Il ne s'agit pas ici de mettre en concurrence science et religion ; quoi qu'en pense M Planck (voir ci-dessous), chacune ont des démarches qui sont sans commune mesure, et une unité ne peut se faire qu'à l'intérieur des consciences individuelles qui pour des raisons tenant en grande partie à l'éducation et d'une façon générale, aux influences subies dans l'environnement familial-social-intellectuel, ont dû chercher à se construire une philosophie propre à harmoniser en eux des convictions contradictoires. On ne peut même pas parler d'opposition, car il faudrait qu'il y ait pour cela un espace commun où la confrontation des idées puisse avoir lieu. Or, il y a dés le départ des présupposés totalement contradictoires :

- d'un côté, avec la science, le refus méthodologique des causes finales, le rejet, par principe de toute téléologie58.

- de l'autre les tenants de croyance en une transcendance dominant la matière et imprimant un mouvement à l'évolution.

C'est peut-être cette incommunicabilité radicale qui fait qu'un individu peut être un parfait scientifique et un croyant convaincu59 ; l'univers mental d'un tel homme est en quelque sorte coupé en deux, les deux parties ne communiquant pas.

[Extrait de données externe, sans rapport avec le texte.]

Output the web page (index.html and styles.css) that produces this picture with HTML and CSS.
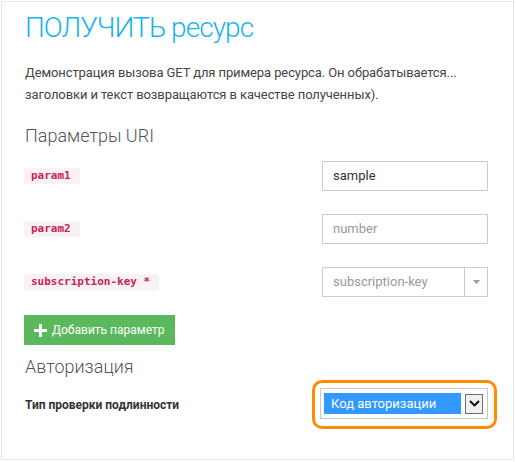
FILE: index.html
```html
<!DOCTYPE html>
<html lang="ru">
<head>
<meta charset="utf-8">
<link rel="stylesheet" href="styles.css">
</head>
<body>
<div class="frame">
  <h1 class="title">ПОЛУЧИТЬ ресурс</h1>
  <p class="desc">Демонстрация вызова GET для примера ресурса. Он обрабатывается...<br>заголовки и текст возвращаются в качестве полученных).</p>
  <h2 class="section">Параметры URI</h2>
  <div class="params">
    <div class="row">
      <code class="name">param1</code>
      <div class="field">sample</div>
    </div>
    <div class="row">
      <code class="name">param2</code>
      <div class="field placeholder">number</div>
    </div>
    <div class="row">
      <code class="name">subscription-key *</code>
      <div class="field combo">
        <span class="combo-text placeholder">subscription-key</span>
        <span class="combo-btn"><svg width="7" height="4" viewBox="0 0 7 4"><path d="M0 0h7L3.5 4z" fill="#999"/></svg></span>
      </div>
    </div>
  </div>
  <button class="add"><svg class="plus" width="13" height="13" viewBox="0 0 13 13"><path d="M5 0h3v5h5v3H8v5H5V8H0V5h5z" fill="#fff"/></svg><span>Добавить параметр</span></button>
  <h2 class="section auth-title">Авторизация</h2>
  <div class="auth-row">
    <span class="auth-label">Тип проверки подлинности</span>
    <div class="highlight">
      <div class="native-select">
        <span class="option">Код авторизации</span>
        <span class="drop"><svg width="11" height="7" viewBox="0 0 11 7"><path d="M1 1l4.5 4.5L10 1" fill="none" stroke="#000" stroke-width="1.8"/></svg></span>
      </div>
    </div>
  </div>
</div>
</body>
</html>
```
FILE: styles.css
```css
* { box-sizing: border-box; }
html, body { margin: 0; padding: 0; background: #fff; }
body { font-family: Roboto, "Open Sans", sans-serif; color: #444; }
.frame {
  margin: 1px 0 0 1px;
  width: 513px;
  height: 459px;
  border: 1px solid #e6e6e6;
  padding: 6px 25px 0 23px;
}
.title {
  margin: 0;
  font-size: 28px;
  line-height: 40px;
  font-weight: 300;
  letter-spacing: -0.95px;
  color: #1ab4ea;
}
.desc {
  margin: 14px 0 0;
  font-size: 13px;
  line-height: 22px;
  letter-spacing: -0.1px;
  color: #444;
}
.section {
  margin: 17px 0 0;
  font-size: 18px;
  line-height: 26px;
  font-weight: 300;
  color: #555;
}
.params {
  margin-top: 12px;
  display: flex;
  flex-direction: column;
  gap: 23px;
}
.row {
  display: flex;
  justify-content: space-between;
  align-items: center;
  height: 30px;
}
.name {
  font-family: "DejaVu Sans Mono", "Liberation Mono", monospace;
  font-size: 11px;
  font-weight: 700;
  line-height: 16px;
  padding: 0 9px 0 7px;
  background: #f9f2f4;
  color: #c7254e;
  margin-left: -1px;
}
.field {
  width: 166px;
  height: 30px;
  border: 1px solid #ccc;
  padding: 0 10px;
  font-size: 13px;
  line-height: 28px;
  color: #333;
}
.placeholder { color: #999; }
.combo {
  display: flex;
  padding: 0;
}
.combo-text { flex: 1; padding-left: 10px; }
.combo-btn {
  width: 23px;
  border-left: 1px solid #ccc;
  display: flex;
  align-items: center;
  justify-content: center;
}
.add {
  margin: 18px 0 0 -1px;
  height: 30px;
  width: 151px;
  border: 0;
  background: #5cb85c;
  color: #fff;
  font-family: inherit;
  font-size: 12px;
  white-space: nowrap;
  display: flex;
  align-items: center;
  gap: 5px;
  padding: 0 0 0 10px;
}
.auth-title { margin-top: 9px; }
.auth-row {
  display: flex;
  justify-content: space-between;
  align-items: center;
}
.auth-label {
  font-size: 12px;
  font-weight: 700;
  color: #333;
}
.highlight {
  margin-right: -9px;
  width: 185px;
  height: 49px;
  border: 3px solid #ff8c00;
  border-radius: 10px;
  padding: 5px 5px 0 5px;
}
.native-select {
  width: 168px;
  height: 31px;
  border: 1px solid #c8c8c8;
  display: flex;
  align-items: center;
  padding: 0 4px 0 3px;
  gap: 4px;
}
.option {
  flex: 1;
  height: 21px;
  background: #3399ff;
  color: #fff;
  font-size: 13px;
  line-height: 21px;
  padding-left: 7px;
}
.drop {
  width: 18px;
  height: 20px;
  border: 1px solid #707070;
  background: #f0f0f0;
  display: flex;
  align-items: center;
  justify-content: center;
}
```
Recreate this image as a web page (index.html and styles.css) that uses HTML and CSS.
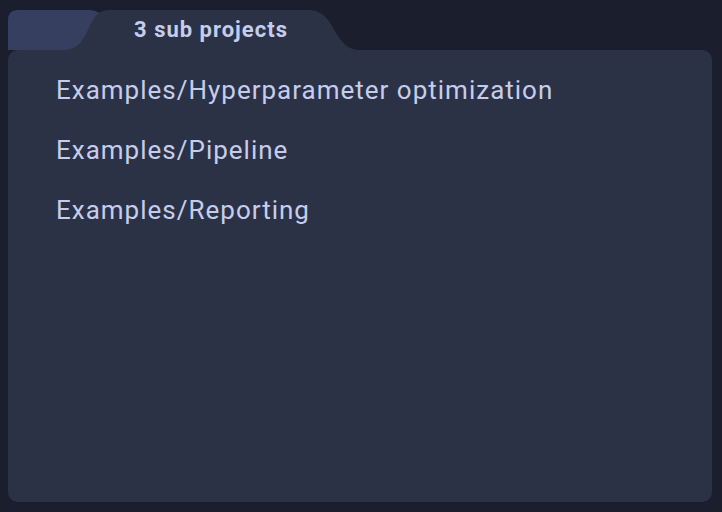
FILE: index.html
```html
<!DOCTYPE html>
<html>
<head>
<meta charset="utf-8">
<link rel="stylesheet" href="styles.css">
</head>
<body>
<div class="panel">
  <div class="tabs">
    <svg class="tab-shapes" width="704" height="40" viewBox="0 0 704 40">
      <path d="M0 40 L0 10 Q0 0 10 0 L82 0 Q92 0 96 10 L100 40 Z" fill="#373f60"/>
      <path d="M55 40 C70 40 75 30 80 20 C86 6 90 0 102 0 L300 0 C312 0 318 6 324 16 C332 30 338 40 352 40 Z" fill="#2c3245"/>
    </svg>
    <span class="title">3 sub projects</span>
  </div>
  <div class="card">
    <div class="item">Examples/Hyperparameter optimization</div>
    <div class="item">Examples/Pipeline</div>
    <div class="item">Examples/Reporting</div>
  </div>
</div>
</body>
</html>
```
FILE: styles.css
```css
html, body {
  margin: 0;
  padding: 0;
  background: #1b1e2c;
}
body {
  padding: 10px 10px 10px 8px;
  font-family: Roboto, "Liberation Sans", sans-serif;
}
.panel {
  width: 704px;
}
.tabs {
  position: relative;
  height: 40px;
}
.tab-shapes {
  position: absolute;
  left: 0;
  top: 0;
  display: block;
}
.title {
  position: relative;
  display: block;
  width: 304px;
  padding-left: 51px;
  text-align: center;
  line-height: 40px;
  font-size: 22px;
  font-weight: 700;
  letter-spacing: 1px;
  color: #c5cdee;
}
.card {
  height: 452px;
  background: #2c3245;
  border-radius: 10px;
  padding: 20px 48px 0;
  box-sizing: border-box;
}
.item {
  height: 60px;
  line-height: 40px;
  font-size: 26px;
  letter-spacing: 1px;
  color: #c5cdee;
}
```
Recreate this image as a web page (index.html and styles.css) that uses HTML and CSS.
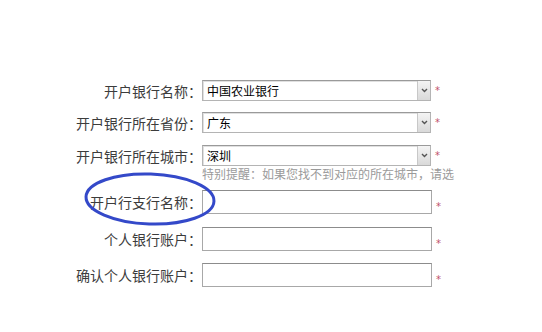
FILE: index.html
```html
<!DOCTYPE html>
<html lang="zh-CN">
<head>
<meta charset="utf-8">
<title>开户银行信息</title>
<link rel="stylesheet" href="styles.css">
</head>
<body>
<form class="form">
  <div class="row r1">
    <label class="lbl">开户银行名称：</label>
    <div class="select"><span class="val">中国农业银行</span><span class="btn"><svg width="7" height="5" viewBox="0 0 7 5"><path d="M1 1 L3.5 3.5 L6 1" fill="none" stroke="#555" stroke-width="1.4"/></svg></span></div>
    <span class="req sel">*</span>
  </div>
  <div class="row r2">
    <label class="lbl">开户银行所在省份：</label>
    <div class="select"><span class="val">广东</span><span class="btn"><svg width="7" height="5" viewBox="0 0 7 5"><path d="M1 1 L3.5 3.5 L6 1" fill="none" stroke="#555" stroke-width="1.4"/></svg></span></div>
    <span class="req sel">*</span>
  </div>
  <div class="row r3">
    <label class="lbl">开户银行所在城市：</label>
    <div class="select"><span class="val">深圳</span><span class="btn"><svg width="7" height="5" viewBox="0 0 7 5"><path d="M1 1 L3.5 3.5 L6 1" fill="none" stroke="#555" stroke-width="1.4"/></svg></span></div>
    <span class="req sel">*</span>
  </div>
  <div class="row hintrow">
    <span class="lbl"></span>
    <div class="hint">特别提醒：如果您找不到对应的所在城市，请选</div>
  </div>
  <div class="row r4">
    <label class="lbl">开户行支行名称：</label>
    <input class="inp" type="text">
    <span class="req">*</span>
  </div>
  <div class="row r5">
    <label class="lbl">个人银行账户：</label>
    <input class="inp" type="text">
    <span class="req">*</span>
  </div>
  <div class="row r6">
    <label class="lbl">确认个人银行账户：</label>
    <input class="inp" type="text">
    <span class="req">*</span>
  </div>
  <svg class="circle" width="140" height="62" viewBox="0 0 140 62"><ellipse cx="70" cy="31" rx="64" ry="25" transform="rotate(2 70 31)" fill="none" stroke="#3449c9" stroke-width="3"/></svg>
</form>
</body>
</html>
```
FILE: styles.css
```css
html, body {
  margin: 0;
  padding: 0;
  background: #fff;
  overflow: hidden;
}
body {
  font-family: "Noto Sans CJK SC", "Noto Sans", sans-serif;
  width: 542px;
  height: 332px;
}
.form {
  position: relative;
  padding-top: 80px;
  display: flex;
  flex-direction: column;
}
.row {
  display: flex;
  align-items: center;
}
.lbl {
  width: 202px;
  flex: none;
  text-align: right;
  font-size: 14px;
  color: #3c3c3c;
  white-space: nowrap;
}
.select {
  width: 229px;
  height: 21px;
  box-sizing: border-box;
  border: 1px solid #b4b4b4;
  border-top-color: #9a9a9a;
  box-shadow: inset 1px 1px 0 #e0e0e0;
  display: flex;
  align-items: center;
  justify-content: space-between;
  background: #fff;
  flex: none;
}
.val {
  font-size: 12px;
  color: #000;
  padding-left: 4px;
  line-height: 1;
}
.btn {
  width: 13px;
  height: 19px;
  box-sizing: border-box;
  border-left: 1px solid #c8c8c8;
  background: linear-gradient(#f4f4f4, #d9d9d9);
  display: flex;
  align-items: center;
  justify-content: center;
}
.req {
  color: #c0506a;
  font-size: 10px;
  margin-left: 4px;
  font-family: "DejaVu Sans", sans-serif;
}
.req:not(.sel) {
  margin-top: 8px;
}
.r2 { margin-top: 11px; }
.r3 { margin-top: 12px; }
.hintrow { margin-top: 1px; height: 14px; }
.hint {
  white-space: nowrap;
  font-size: 12px;
  line-height: 14px;
  color: #9a9a9a;
}
.inp {
  width: 230px;
  height: 24px;
  box-sizing: border-box;
  border: 1px solid #a8a8a8;
  border-top-color: #8c8c8c;
  margin: 0;
  padding: 0 4px;
  background: #fff;
  flex: none;
}
.r4 { margin-top: 9px; }
.r5 { margin-top: 13px; }
.r6 { margin-top: 12px; }
.circle {
  position: absolute;
  left: 80px;
  top: 168px;
}
```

Cette coupure n'a d'ailleurs rien d'étonnant, on la retrouve dans tous les domaines d'exercice théorique de la pensée. Dans son effort pour comprendre l'univers le théoricien travaille dans des espaces de représentation60. Celui-ci « comprend » une évolution à l'intérieur du cadre théorique, mais cette compréhension ne lui donne généralement que peu d'informations -quand elle lui en donne - sur la réalité physique elle-même. S'il veut réfléchir sur celle-ci, il lui faut changer de décors, autrement dit de mode de pensée. Berkeley disait : « Penser avec ceux qui savent, mais parler avec le peuple». Participer, donc au discours théorique, mais revenir ensuite au langage direct des sens. Le drame de la science moderne, c'est qu'une telle pratique est désormais impossible, car l'essentiel de la connaissance scientifique est devenu incommunicable. L'est-elle seulement à l'intérieur d'un même individu ? Autrement dit la rupture est double, intérieure pour le théoricien qui ne peut pas utiliser ses modèles formels pour se représenter la réalité, extérieure, puisque, le « parler comme le peuple » n'est plus possible, et que le langage commun (ou plutôt les concepts qu'il permet de représenter) peut seul nous donner une image de la réalité61.

C'est à l'intérieur même de la science que se tient le double discours, il s'instaure entre les scientifiques eux-mêmes qui utilisent le double langage pour tenter de se comprendre, mais sans plus vraiment espérer se faire comprendre des autres. Il faut faire partie du sérail pour percevoir les liens de plus en plus lâches qui unissent l'univers des représentations et celui des sens, celui de l'incertaine réalité. L'épistémologie dont l'une des vocations est de traiter des problèmes relationnels entre les deux univers appartient désormais au corpus de la science. Autrement dit, elle est du ressort des scientifiques.